The Journal of Arthroplasty, Volume 31, Issue 10, 2269 - 2272

Elevated d-Dimer Is Not Predictive of Symptomatic Deep Venous Thrombosis After Total Joint Arthroplasty

An, Thomas J. et al.
Hip Knee


Serum d-dimer is a common screening test for symptomatic deep venous thrombosis (DVT) after total joint arthroplasty. This study characterized the longitudinal resolution of d-dimer measurements after total hip and knee arthroplasty (THA/TKA) over a 6-week period. The authors hypothesized that serum d-dimer would not return to baseline or be below the institutional threshold for a positive test at 6 weeks after uncomplicated total joint arthroplasty, suggesting that quantitative d-dimer has limited clinical utility for postoperative DVT screening.

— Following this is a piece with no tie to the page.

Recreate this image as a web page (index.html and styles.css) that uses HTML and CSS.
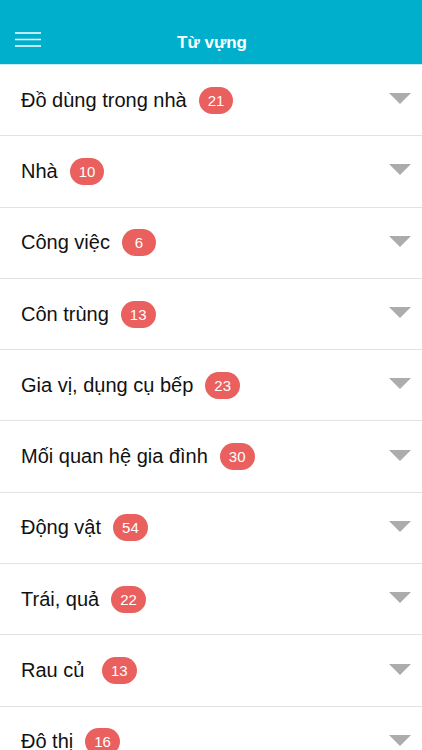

An institutional review board–approved retrospective cohort study was conducted with consecutive patients between January 2013 and June 2015. A total of 177 adult patients aged 40-88 years who underwent a primary hip or knee arthroplasty with a Charlson Comorbidity Index <3 were included in the study. Serum d-dimer was measured at preoperative, perioperative, and postoperative 2- and 6-week time points.


d-dimer measurements peaked 2 weeks postoperatively for both TKA and THA. At the 6-week time point, the peak serum d-dimer measurement resolved by 54.3% and 76.6% for TKA and THA, respectively. At 6 weeks after operation, 92% of THA patient and 100% of TKA patients had serum d-dimer measurements higher than the institutional threshold (0.40 μg/mL) for a “positive” quantitative test. No symptomatic DVTs were reported for the THA and TKA cohorts during the study period.


The results suggest that serum d-dimer is an ineffective screening test for the diagnosis of symptomatic DVT in the acute postoperative period. The authors propose that extravascular fibrinolysis, a process essential for wound healing, has a crucial role in the prolonged elevation of serum d-dimer in the postoperative period.